Objective
Search the listing below for the word "Output" and copy each line that holds it.

━━━ Given records ━━━

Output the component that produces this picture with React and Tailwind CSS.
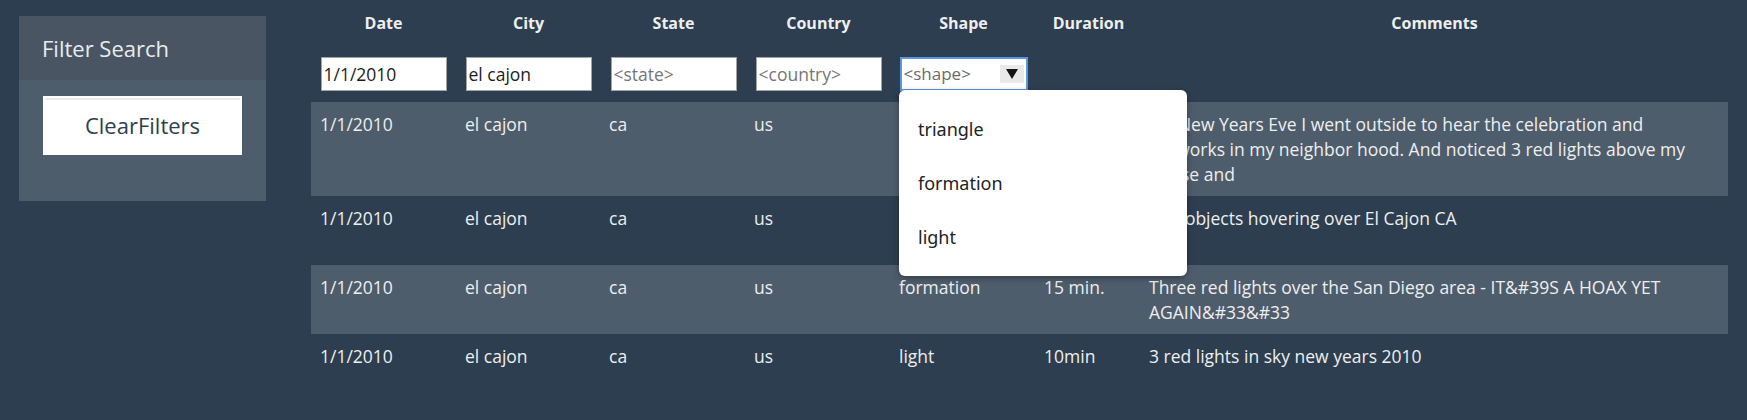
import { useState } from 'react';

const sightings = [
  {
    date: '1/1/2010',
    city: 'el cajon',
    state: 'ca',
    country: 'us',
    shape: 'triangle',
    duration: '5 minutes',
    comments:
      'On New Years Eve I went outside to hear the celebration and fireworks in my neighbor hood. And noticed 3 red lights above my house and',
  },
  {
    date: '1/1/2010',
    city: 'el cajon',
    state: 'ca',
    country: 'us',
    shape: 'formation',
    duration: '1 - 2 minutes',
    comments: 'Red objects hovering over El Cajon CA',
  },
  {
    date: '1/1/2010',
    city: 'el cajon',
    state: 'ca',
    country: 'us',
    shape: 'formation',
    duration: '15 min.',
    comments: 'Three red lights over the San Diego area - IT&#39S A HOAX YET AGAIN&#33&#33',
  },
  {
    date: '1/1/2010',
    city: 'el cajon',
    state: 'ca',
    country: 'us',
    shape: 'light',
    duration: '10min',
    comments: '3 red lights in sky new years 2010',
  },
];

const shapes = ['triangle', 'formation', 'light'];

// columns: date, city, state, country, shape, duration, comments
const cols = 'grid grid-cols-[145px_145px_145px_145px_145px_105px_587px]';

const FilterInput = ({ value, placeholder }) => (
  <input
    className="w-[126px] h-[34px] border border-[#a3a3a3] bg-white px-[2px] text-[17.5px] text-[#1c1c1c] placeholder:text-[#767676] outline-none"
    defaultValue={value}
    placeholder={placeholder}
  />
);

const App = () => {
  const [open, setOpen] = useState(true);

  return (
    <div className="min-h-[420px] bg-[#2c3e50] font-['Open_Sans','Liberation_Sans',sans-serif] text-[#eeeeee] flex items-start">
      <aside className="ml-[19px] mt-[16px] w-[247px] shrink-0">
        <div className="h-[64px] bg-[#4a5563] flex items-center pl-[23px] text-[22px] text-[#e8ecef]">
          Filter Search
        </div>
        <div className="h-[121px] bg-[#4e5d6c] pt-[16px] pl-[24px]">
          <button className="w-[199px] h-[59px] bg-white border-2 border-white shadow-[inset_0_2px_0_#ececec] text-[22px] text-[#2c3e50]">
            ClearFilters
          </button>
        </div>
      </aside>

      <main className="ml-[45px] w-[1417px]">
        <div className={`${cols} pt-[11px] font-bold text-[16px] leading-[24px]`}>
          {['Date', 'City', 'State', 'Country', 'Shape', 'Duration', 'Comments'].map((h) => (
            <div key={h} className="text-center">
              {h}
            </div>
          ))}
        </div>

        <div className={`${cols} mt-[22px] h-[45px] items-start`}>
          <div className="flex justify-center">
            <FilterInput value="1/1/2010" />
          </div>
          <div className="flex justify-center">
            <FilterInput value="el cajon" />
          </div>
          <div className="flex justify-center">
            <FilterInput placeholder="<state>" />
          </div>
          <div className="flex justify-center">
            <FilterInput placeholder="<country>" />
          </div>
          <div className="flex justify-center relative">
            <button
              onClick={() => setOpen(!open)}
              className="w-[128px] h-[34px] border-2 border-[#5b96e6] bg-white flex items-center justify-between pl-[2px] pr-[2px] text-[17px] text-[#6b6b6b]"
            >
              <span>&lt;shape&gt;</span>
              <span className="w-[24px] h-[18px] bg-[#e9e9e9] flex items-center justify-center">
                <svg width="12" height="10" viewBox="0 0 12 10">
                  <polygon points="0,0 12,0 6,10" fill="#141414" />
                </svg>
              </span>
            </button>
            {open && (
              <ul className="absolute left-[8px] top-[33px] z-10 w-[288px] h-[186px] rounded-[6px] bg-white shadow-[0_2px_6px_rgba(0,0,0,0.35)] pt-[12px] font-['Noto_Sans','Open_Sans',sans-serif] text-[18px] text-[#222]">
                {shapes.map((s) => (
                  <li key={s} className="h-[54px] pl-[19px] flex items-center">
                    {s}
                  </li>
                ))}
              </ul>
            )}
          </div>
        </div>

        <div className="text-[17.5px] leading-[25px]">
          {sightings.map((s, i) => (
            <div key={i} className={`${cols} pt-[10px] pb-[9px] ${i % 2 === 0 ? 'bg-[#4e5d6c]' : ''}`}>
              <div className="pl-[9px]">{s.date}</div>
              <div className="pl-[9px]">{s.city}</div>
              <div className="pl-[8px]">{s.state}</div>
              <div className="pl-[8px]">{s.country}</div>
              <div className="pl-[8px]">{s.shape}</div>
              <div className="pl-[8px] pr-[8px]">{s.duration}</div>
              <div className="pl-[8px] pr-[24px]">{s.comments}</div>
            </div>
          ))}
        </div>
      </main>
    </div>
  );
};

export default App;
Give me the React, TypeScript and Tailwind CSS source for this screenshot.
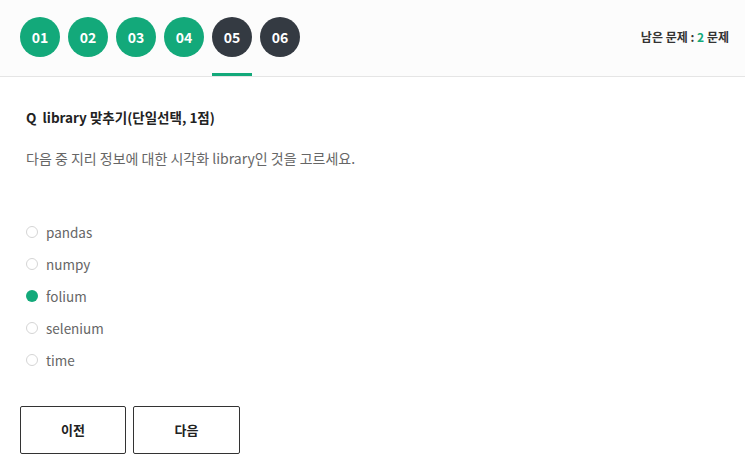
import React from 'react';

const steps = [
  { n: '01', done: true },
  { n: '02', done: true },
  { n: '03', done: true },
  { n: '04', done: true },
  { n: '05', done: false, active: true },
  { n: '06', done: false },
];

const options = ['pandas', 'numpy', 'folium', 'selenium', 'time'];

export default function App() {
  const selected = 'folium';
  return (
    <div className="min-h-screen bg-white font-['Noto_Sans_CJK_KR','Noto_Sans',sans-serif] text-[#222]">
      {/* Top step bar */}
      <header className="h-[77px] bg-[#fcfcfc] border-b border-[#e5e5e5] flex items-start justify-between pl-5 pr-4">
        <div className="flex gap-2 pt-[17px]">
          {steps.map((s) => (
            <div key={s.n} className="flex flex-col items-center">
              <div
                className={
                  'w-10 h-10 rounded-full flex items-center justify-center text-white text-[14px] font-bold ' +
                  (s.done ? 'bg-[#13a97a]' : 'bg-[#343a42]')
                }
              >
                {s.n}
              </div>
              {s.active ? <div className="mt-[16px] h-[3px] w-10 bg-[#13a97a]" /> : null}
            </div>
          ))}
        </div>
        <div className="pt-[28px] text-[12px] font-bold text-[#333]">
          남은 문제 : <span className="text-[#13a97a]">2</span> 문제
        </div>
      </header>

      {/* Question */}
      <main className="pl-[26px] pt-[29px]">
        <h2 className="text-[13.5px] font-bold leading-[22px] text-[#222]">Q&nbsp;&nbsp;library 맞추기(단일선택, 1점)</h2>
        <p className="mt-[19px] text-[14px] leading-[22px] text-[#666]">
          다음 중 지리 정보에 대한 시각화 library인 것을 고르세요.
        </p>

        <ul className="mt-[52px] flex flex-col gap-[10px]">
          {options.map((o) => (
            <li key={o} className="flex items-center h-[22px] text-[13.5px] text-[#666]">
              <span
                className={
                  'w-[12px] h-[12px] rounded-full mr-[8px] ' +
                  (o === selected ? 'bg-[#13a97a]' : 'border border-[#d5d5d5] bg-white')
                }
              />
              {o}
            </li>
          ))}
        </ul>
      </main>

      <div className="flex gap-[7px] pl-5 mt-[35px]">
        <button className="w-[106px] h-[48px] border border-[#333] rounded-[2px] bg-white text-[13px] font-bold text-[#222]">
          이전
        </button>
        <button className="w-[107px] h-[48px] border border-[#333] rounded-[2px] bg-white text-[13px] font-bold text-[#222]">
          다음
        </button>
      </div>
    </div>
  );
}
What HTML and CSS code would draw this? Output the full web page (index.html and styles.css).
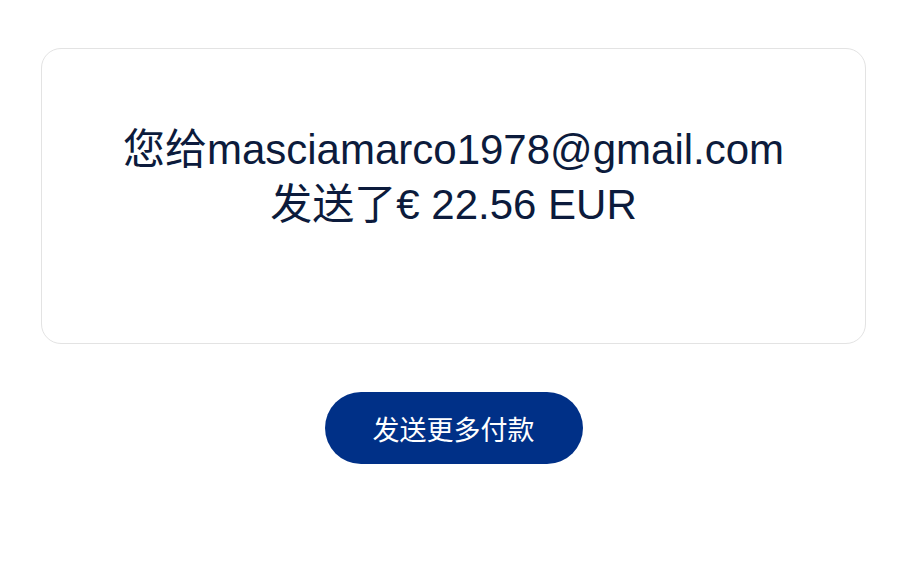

━━━

Response to this task
Output the component that produces this picture with React and Tailwind CSS.
What HTML and CSS code would draw this? Output the full web page (index.html and styles.css).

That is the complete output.